By Nathan Bomey, USA Today
Toyota said Monday that it will invest more than $1.3 billion in its sprawling Georgetown, Ky., plant, its largest factory in the world, in a massive retooling project designed to bring new vehicles to market faster and more efficiently.
Although the investment does not include new jobs, the move signals a deepening commitment to the U.S. market amid threats by President Trump of a border tax on automakers that bet on Mexico.
The president, who had previously targeted Toyota in his criticism of companies that make vehicles in foreign markets and sell them to Americans, hailed the Japanese automaker’s investment as reflective of an “economic climate that has greatly improved under my administration,” according to a statement issued by Toyota.
To be sure, the Toyota investment is part of a plan announced days before Trump took office to invest $10 billion in U.S. operations over the next five years. In that respect, the investment is no surprise.

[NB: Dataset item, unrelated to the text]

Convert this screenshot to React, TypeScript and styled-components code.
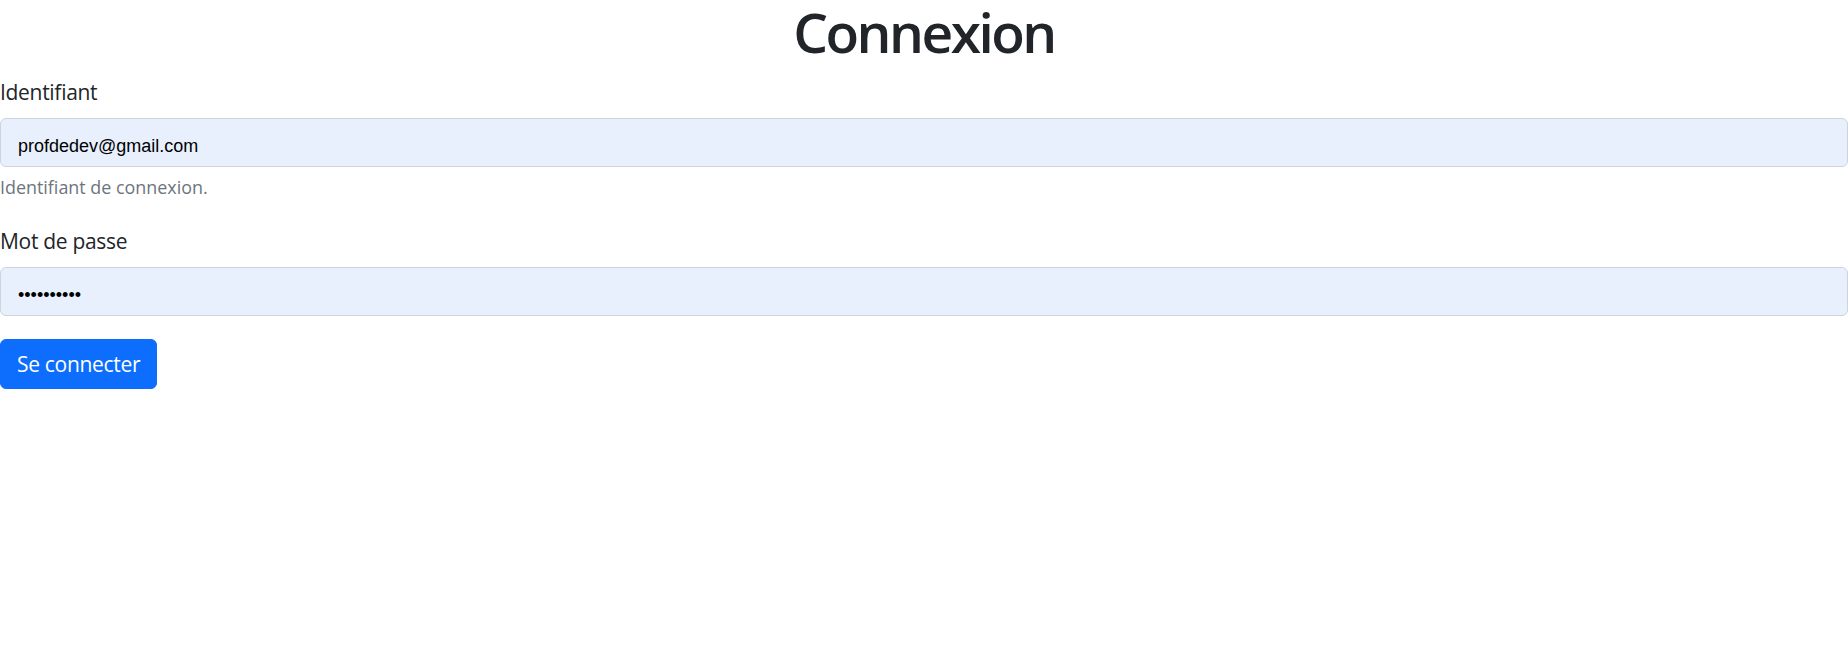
import React from "react";
import styled, { createGlobalStyle } from "styled-components";

const GlobalStyle = createGlobalStyle`
  html, body { margin: 0; padding: 0; background: #ffffff; }
  body {
    font-family: "Open Sans", "Noto Sans", "Liberation Sans", sans-serif;
    color: #212529;
    -webkit-font-smoothing: antialiased;
  }
  * { box-sizing: border-box; }
`;

const Page = styled.main`
  width: 100%;
  display: flex;
  flex-direction: column;
`;

const Title = styled.h1`
  margin: 0 0 14px;
  font-size: 55px;
  line-height: 63px;
  font-weight: 600;
  letter-spacing: -2.5px;
  text-align: center;
  color: #212529;
`;

const Form = styled.form`
  display: flex;
  flex-direction: column;
`;

const Field = styled.div<{ $gap: number }>`
  display: flex;
  flex-direction: column;
  margin-bottom: ${(p) => p.$gap}px;
`;

const Label = styled.label`
  font-size: 21px;
  letter-spacing: -0.3px;
  line-height: 30px;
  margin-bottom: 11px;
  color: #212529;
`;

const Input = styled.input`
  width: 100%;
  height: 49px;
  padding: 8px 17px 0;
  border: 1px solid #ced4da;
  border-radius: 6px;
  background: #e8f0fe;
  font-family: "Liberation Sans", Arial, sans-serif;
  font-size: 18px;
  color: #000000;
  outline: none;
`;

const Help = styled.div`
  margin-top: 6.5px;
  font-size: 17.9px;
  line-height: 26px;
  color: #6c757d;
`;

const Button = styled.button`
  align-self: flex-start;
  height: 50px;
  padding: 0 16px;
  border: 1px solid #0d6efd;
  border-radius: 6px;
  background: #0d6efd;
  color: #ffffff;
  font-family: "Open Sans", "Noto Sans", sans-serif;
  font-size: 21px;
  letter-spacing: -0.3px;
  line-height: 30px;
  cursor: pointer;
`;

export default function App() {
  return (
    <>
      <GlobalStyle />
      <Page>
        <Title>Connexion</Title>
        <Form onSubmit={(e) => e.preventDefault()}>
          <Field $gap={26.5}>
            <Label htmlFor="login">Identifiant</Label>
            <Input id="login" type="email" defaultValue="profdedev@gmail.com" />
            <Help>Identifiant de connexion.</Help>
          </Field>
          <Field $gap={23}>
            <Label htmlFor="password">Mot de passe</Label>
            <Input id="password" type="password" defaultValue="azertyuiop" />
          </Field>
          <Button type="submit">Se connecter</Button>
        </Form>
      </Page>
    </>
  );
}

The future of the sprawling, 7.5 million-square-foot Kentucky plant, which is Toyota’s largest factory in the world, was never in doubt. The company makes several vehicles there, including the Camry sedan, which Cars.com has dubbed the most made-in-America car in the U.S. based on an assessment of the car’s components.
Still, the investment marks a significant bet on the future of American manufacturing. Toyota said the retooling investment would pave the way for a new system of vehicle assembly that it’s calling Toyota New Global Architecture.
The new platform is designed to be easily adjusted for future models, giving Toyota the ability to make engineering and design changes swiftly to response to market changes.
“This is the largest investment in our plant’s history and it speaks directly to the quality of our people and our products, as well as the partnerships we’ve forged in the local community and across the state,” Toyota Kentucky president Wil James said in a statement. “This major overhaul will enable the plant to stay flexible and competitive, further cementing our presence in Kentucky.”
The plant currently has about 8,200 employees, having added 700 in recent months to launch the redesigned 2018 Camry, which was unveiled in January at the Detroit auto show.
The investment adds to a $530 million project authorized in 2013 to make a new Lexus vehicle. The company is expected to continue with plans to consolidate its U.S. headquarters, including operations in Kentucky and California, at a new location in Texas.
The move appears to reflect a cooling off in the previously tense relationship between the president and Toyota. Trump had attacked Toyota in January for its Mexican manufacturing expansion plans.
“NO WAY!” Trump said in a tweet about Toyota. “Build plant in U.S. or pay big border tax.”
Toyota North America CEO Jim Lentz told USA TODAY days later that he understood the sentiment but warned that disrupting the North American Free Trade Agreement could raise prices on vehicles and reduce the size of the U.S. auto industry.